-- Start of Data provided --

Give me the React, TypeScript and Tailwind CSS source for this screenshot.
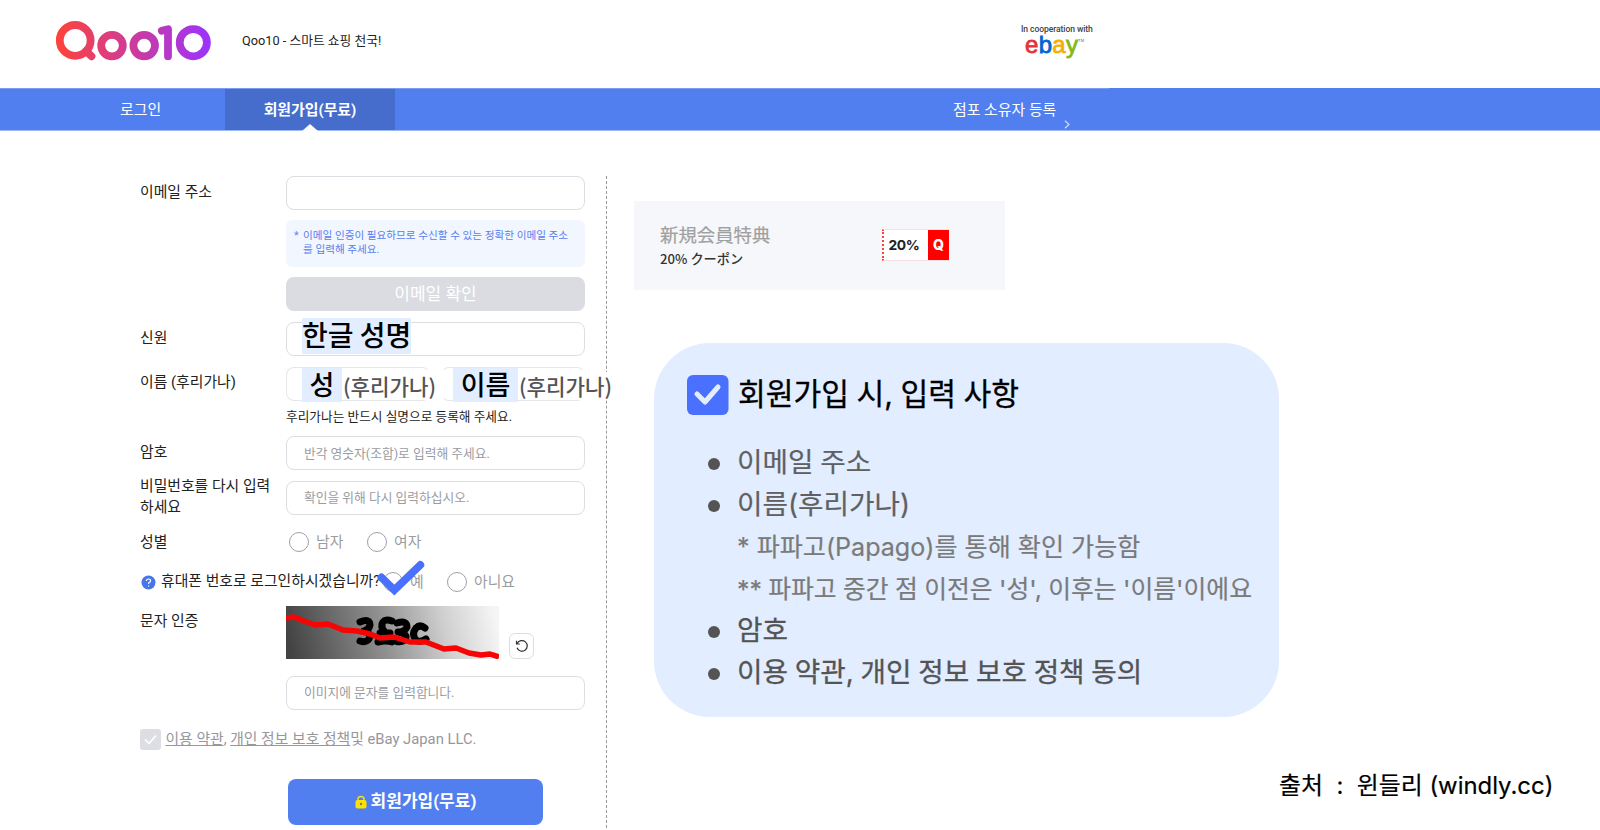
import React from "react";

const kr = "font-['Roboto','Noto_Sans_CJK_KR',sans-serif]";
const note = "font-['Noto_Sans_CJK_KR',sans-serif]";
const guide = "font-['Inter','Noto_Sans_CJK_KR',sans-serif]";

function Logo() {
  return (
    <svg width="160" height="42" viewBox="0 0 160 42" fill="none" strokeLinecap="round">
      <defs>
        <linearGradient id="brand" gradientUnits="userSpaceOnUse" x1="0" y1="0" x2="156" y2="0">
          <stop offset="0" stopColor="#ff4338" />
          <stop offset="1" stopColor="#9b33ff" />
        </linearGradient>
      </defs>
      <g stroke="url(#brand)" strokeWidth="7.8">
        <circle cx="20.2" cy="20.4" r="15.4" />
        <path d="M31 31 L36.5 36.3" />
        <circle cx="57" cy="25.6" r="10.8" />
        <circle cx="89.2" cy="25.6" r="10.8" />
        <path d="M106.8 10.8 L113 9.2 V36.2" strokeLinejoin="round" />
        <circle cx="138.3" cy="22.7" r="13.6" />
      </g>
    </svg>
  );
}

function Header() {
  return (
    <header className="flex h-[88px] items-start">
      <div className="mt-5 ml-[55px] w-[156px]"><Logo /></div>
      <p className="mt-[31px] ml-[31px] w-[200px] text-[12.75px] leading-5 whitespace-nowrap text-[#222]">Qoo10 - 스마트 쇼핑 천국!</p>
      <div className="mt-6 ml-[579px] w-[72px]">
        <p className="text-[8.6px] leading-[10px] font-medium tracking-[-0.1px] whitespace-nowrap text-[#444]">In cooperation with</p>
        <p className="ml-1 flex items-start font-['Liberation_Sans',sans-serif] text-[24px] leading-[22px] tracking-[0.3px]">
          <span className="text-[#e53238] [-webkit-text-stroke:0.8px]">e</span><span className="text-[#0064d2] [-webkit-text-stroke:0.8px]">b</span><span className="text-[#f5af02] [-webkit-text-stroke:0.8px]">a</span><span className="text-[#86b817] [-webkit-text-stroke:0.8px]">y</span>
          <span className="text-[4px] leading-[14px] tracking-normal text-[#666]">TM</span>
        </p>
      </div>
    </header>
  );
}

function Nav() {
  return (
    <nav className="h-[43px] border-b border-[#9db8f6] bg-[#517fef] text-[14.9px] leading-[43px] whitespace-nowrap text-white">
      <div className="flex h-[42px] w-[1109px] border-t border-[#7a9df3]">
        <span className="w-[225px] pl-[120px]">로그인</span>
        <span className="relative w-[170px] bg-[#466dcb] text-center font-bold">
          회원가입(무료)
          <svg className="absolute -bottom-px left-[77px]" width="16" height="7"><path d="M8 0 L16 7 H0Z" fill="#fff" /></svg>
        </span>
        <span className="ml-[558px]">점포 소유자 등록</span>
        <svg className="mt-[31px] ml-[7px]" width="8" height="9" fill="none" stroke="#cfdcff" strokeWidth="1.2"><path d="M2 .8 L6 4.5 L2 8.2" /></svg>
      </div>
    </nav>
  );
}

function Field({ children, className = "" }: { children?: React.ReactNode; className?: string }) {
  return <div className={`flex h-[34px] items-center rounded-lg border border-[#dddee3] bg-white text-[12.75px] whitespace-nowrap text-[#9b9ca1] ${className}`}>{children}</div>;
}

function Row({ label, className = "", labelClass = "leading-8", children }: { label: string; className?: string; labelClass?: string; children?: React.ReactNode }) {
  return (
    <div className={`flex items-start ${className}`}>
      <div className={`w-[146px] shrink-0 text-[14.85px] whitespace-pre text-[#222] ${labelClass}`}>{label}</div>
      <div className="w-[299px] shrink-0">{children}</div>
    </div>
  );
}

function Radio({ text, className }: { text: string; className: string }) {
  return (
    <span className={`flex items-center ${className}`}>
      <span className="h-5 w-5 shrink-0 rounded-full border border-[#9fa0a8]" />
      <span className="-mt-px ml-[7px] text-[14.85px] leading-5 text-[#9b9ca1]">{text}</span>
    </span>
  );
}

function Captcha() {
  return (
    <svg width="213" height="53" viewBox="0 0 213 53">
      <defs>
        <linearGradient id="shade" gradientUnits="userSpaceOnUse" x1="5" y1="48" x2="208" y2="4">
          <stop offset="0" stopColor="#434343" />
          <stop offset="0.45" stopColor="#909090" />
          <stop offset="0.75" stopColor="#cfcfcf" />
          <stop offset="1" stopColor="#f5f5f5" />
        </linearGradient>
      </defs>
      <rect width="213" height="53" fill="url(#shade)" />
      <g fill="none" stroke="#000" strokeWidth="7" strokeLinecap="round" strokeLinejoin="round">
        <path d="M74 16 Q84 12 84 19 Q83 24 78 25 Q86 27 83 33 Q80 37 74 35" />
        <path d="M106 15 Q98 12 96 18 Q95 23 99 26 M94 27 H104 M98 28 Q98 35 92 36 Q100 34 106 36" />
        <path d="M111 17 Q121 14 121 21 Q119 26 112 26 Q123 28 119 34 Q114 37 110 35" />
        <path d="M139 22 Q134 18 130 22 Q125 28 130 34 Q134 37 140 33" />
      </g>
      <path d="M0 12 L8 11 L18 15 L29 19 L42 18 L57 24 L71 25 L84 28 L94 32 L108 31 L124 36 L140 36 L158 43 L170 42 L183 47 L195 49 L204 48 L213 51" fill="none" stroke="#f60505" strokeWidth="5.5" strokeLinejoin="round" />
    </svg>
  );
}

function SignupForm() {
  return (
    <form className="relative w-[466px] shrink-0 pt-[45px]">
      <Row label="이메일 주소" className="h-11"><Field /></Row>
      <Row label="" className="h-[57px]">
        <div className="h-[47px] rounded-md bg-[#f2f6ff] pt-[9px] pl-[17px] text-[10.62px] leading-[14px] whitespace-nowrap text-[#5781ef]">
          <span className="-ml-[9px] inline-block w-[9px]">*</span>이메일 인증이 필요하므로 수신할 수 있는 정확한 이메일 주소<br />를 입력해 주세요.
        </div>
      </Row>
      <Row label="" className="h-[45px]">
        <div className="h-[34px] rounded-lg bg-[#dbdce1] text-center text-[17px] leading-[34px] text-white">이메일 확인</div>
      </Row>
      <Row label="신원" className="h-[45px]">
        <Field className="items-start pl-[15px]">
          <span className={`-mt-[5px] h-[36px] w-[109px] bg-[#e2edff] text-[28px] leading-[33px] font-medium text-black ${note}`}>한글 성명</span>
        </Field>
      </Row>
      <Row label="이름 (후리가나)" labelClass="leading-[31px]" className="h-[35px]">
        <div className={`flex gap-[11px] text-[28px] font-medium whitespace-nowrap text-black ${note}`}>
          {[["성", "ml-[15px] w-10", "border-[#e6e7ea] border-r-transparent"], ["이름", "ml-[11px] w-[65px]", "border-[#e6e7ea] border-x-transparent"]].map(([t, w, b]) => (
            <div key={t} className={`flex h-[34px] w-[144px] shrink-0 items-start rounded-lg border ${b}`}>
              <span className={`h-[34px] shrink-0 bg-[#e2edff] text-center text-[27px] leading-[31px] ${w}`}>{t}</span>
              <span className="relative mt-[4px] ml-px bg-white text-[21.2px] leading-[28px] text-[#545454]">(후리가나)</span>
            </div>
          ))}
        </div>
      </Row>
      <Row label="" className="h-[34px]"><p className="pt-[5px] text-[12.7px] leading-5 text-[#222]">후리가나는 반드시 실명으로 등록해 주세요.</p></Row>
      <Row label="암호" className="h-[44px]"><Field className="pt-px pl-[17px]">반각 영숫자(조합)로 입력해 주세요.</Field></Row>
      <Row label={"비밀번호를 다시 입력\n하세요"} labelClass="leading-[21px] -mt-[4px]" className="h-[45px]"><Field className="mt-px pl-[17px]">확인을 위해 다시 입력하십시오.</Field></Row>
      <Row label="성별" labelClass="leading-[34px]" className="h-9"><div className="flex h-[34px] items-center"><Radio text="남자" className="ml-[3px] w-[78px]" /><Radio text="여자" className="" /></div></Row>
      <div className="flex h-[45px] items-center pb-[3px]">
        <svg className="mt-px ml-px" width="15" height="15"><circle cx="7.5" cy="7.5" r="7" fill="#4676e8" /><path d="M5.4 6 Q5.5 4 7.5 4 Q9.6 4 9.6 5.8 Q9.5 7 7.6 8 V9 M7.6 10.4 V11.4" fill="none" stroke="#fff" strokeWidth="1.2" /></svg>
        <span className="-mt-px ml-[5px] w-[222px] text-[14.85px] whitespace-nowrap text-[#222]">휴대폰 번호로 로그인하시겠습니까?</span>
        <Radio text="예" className="w-16" />
        <Radio text="아니요" className="" />
      </div>
      <svg className="absolute top-[428px] left-[236px]" width="50" height="40" fill="none" stroke="#4a70ff" strokeWidth="7.8"><path d="M5.5 18.5 L18.3 31 L44.3 6" strokeLinecap="round" /></svg>
      <Row label="문자 인증" labelClass="leading-[30px]" className="h-[70px]">
        <div className="flex items-end">
          <Captcha />
          <span className="ml-2.5 flex h-[26px] w-[25px] items-center justify-center rounded-md border border-[#dddee3]">
            <svg width="14" height="14" viewBox="0 0 14 14" fill="none" stroke="#333" strokeWidth="1.2"><path d="M2.2 4.5 A5.3 5.3 0 1 1 2 8.8 M1.5 1.8 V5 H4.8" /></svg>
          </span>
        </div>
      </Row>
      <Row label="" className="h-[53px]"><Field className="h-[33px] pl-[17px]">이미지에 문자를 입력합니다.</Field></Row>
      <div className="flex h-[50px] items-start">
        <span className="h-[21px] w-[21px] rounded-[3px] bg-[#dddee3]"><svg width="21" height="21" fill="none" stroke="#fff" strokeWidth="1.6"><path d="M5 10.5 L9 14.5 L16 6.5" /></svg></span>
        <p className="ml-[4.5px] text-[14.8px] leading-5 whitespace-nowrap text-[#96979c]"><u>이용 약관</u>, <u>개인 정보 보호 정책</u>및 eBay Japan LLC.</p>
      </div>
      <button type="button" className="ml-[148px] flex h-[46px] w-[255px] items-center justify-center rounded-lg bg-[#517fef] text-[17px] font-bold text-white">
        <svg className="mr-1" width="12" height="14"><path d="M3 6 V4 Q3 1.5 6 1.5 Q9 1.5 9 4 V6" fill="none" stroke="#eedd20" strokeWidth="1.5" /><rect x=".5" y="5" width="11" height="8.5" rx="2" fill="#fde100" /><circle cx="6" cy="9" r="1.2" fill="#777" /></svg>
        회원가입(무료)
      </button>
    </form>
  );
}

function Coupon() {
  return (
    <section className="flex h-[89px] w-[371px] bg-[#f6f7fa] pt-[21px] pl-[26px] font-['Noto_Sans_CJK_JP',sans-serif]">
      <div className="w-[222px] whitespace-nowrap">
        <p className="text-[18.4px] leading-6 text-[#a0a0a0] [-webkit-text-stroke:0.2px]">新規会員特典</p>
        <p className="text-[13.2px] leading-[25px] font-medium text-[#333]">20% クーポン</p>
      </div>
      <div className="mt-[7px] flex h-[32px] w-[67px] border-y border-l-2 border-y-[#f7e0e0] border-l-[#ff4040] bg-white font-['Inter',sans-serif] leading-[30px] font-bold [border-left-style:dotted]">
        <span className="w-11 pr-1 text-center text-[13.8px] tracking-[-0.3px] text-[#222]">20%</span>
        <span className="flex-1 bg-[#f00] text-center text-[14px] font-extrabold text-white">Q</span>
      </div>
    </section>
  );
}

function Bullet({ children, className }: { children: string; className: string }) {
  return (
    <li className={`flex h-[42px] items-center text-[27.7px] [word-spacing:-1px] ${className}`}>
      <span className="mt-[2px] mr-[17px] ml-[21px] h-3 w-3 shrink-0 rounded-full bg-[#545454]" />
      {children}
    </li>
  );
}

function Guide() {
  return (
    <section className={`mt-[53px] ml-5 h-[374px] w-[625px] rounded-[56px] bg-[#e2edff] pt-[31px] pl-[33px] whitespace-nowrap ${guide}`}>
      <h2 className="flex h-[42px] items-center text-[30.2px] text-black [word-spacing:-1px] [-webkit-text-stroke:0.3px]">
        <svg className="mr-[9px] shrink-0" width="42" height="42"><rect x="0" y="1" width="41.5" height="40" rx="6" fill="#4a70ff" /><path d="M10 20 L18 28 L31 13" fill="none" stroke="#e2edff" strokeWidth="5" strokeLinecap="round" strokeLinejoin="round" /></svg>
        회원가입 시, 입력 사항
      </h2>
      <ul className="mt-[26px]">
        <Bullet className="text-[#606060] [-webkit-text-stroke:0.2px]">이메일 주소</Bullet>
        <Bullet className="text-[#606060] [-webkit-text-stroke:0.2px]">이름(후리가나)</Bullet>
        <li className="h-[42px] pl-[50px] text-[25.1px] leading-[42px] text-[#7a7a7a] [-webkit-text-stroke:0.2px]">* 파파고(Papago)를 통해 확인 가능함</li>
        <li className="h-[42px] pl-[50px] text-[24.8px] leading-[42px] text-[#7a7a7a] [word-spacing:-0.6px] [-webkit-text-stroke:0.2px]">** 파파고 중간 점 이전은 '성', 이후는 '이름'이에요</li>
        <Bullet className="text-[#545454] [-webkit-text-stroke:0.3px]">암호</Bullet>
        <Bullet className="text-[#545454] [-webkit-text-stroke:0.3px]">이용 약관, 개인 정보 보호 정책 동의</Bullet>
      </ul>
    </section>
  );
}

export default function App() {
  return (
    <div className={`h-[830px] w-[1600px] overflow-hidden bg-white ${kr}`}>
      <Header />
      <Nav />
      <main className="flex h-[699px] pl-[140px]">
        <SignupForm />
        <div className="mt-[45px] h-[652px] border-l border-dashed border-[#999]" />
        <div className="ml-[27px] pt-[70px]">
          <Coupon />
          <Guide />
          <p className={`mt-[51px] ml-[645px] text-[23.9px] leading-9 whitespace-pre text-black [-webkit-text-stroke:0.2px] ${guide}`}>{"출처  :  윈들리 (windly.cc)"}</p>
        </div>
      </main>
    </div>
  );
}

-- End of Data provided --

** Aim of the task **
Show every line that contains the word "React".

** Response for this exercise **
Give me the React, TypeScript and Tailwind CSS source for this screenshot.
import React from "react";
function Field({ children, className = "" }: { children?: React.ReactNode; className?: string }) {
function Row({ label, className = "", labelClass = "leading-8", children }: { label: string; className?: string; labelClass?: string; children?: React.ReactNode }) {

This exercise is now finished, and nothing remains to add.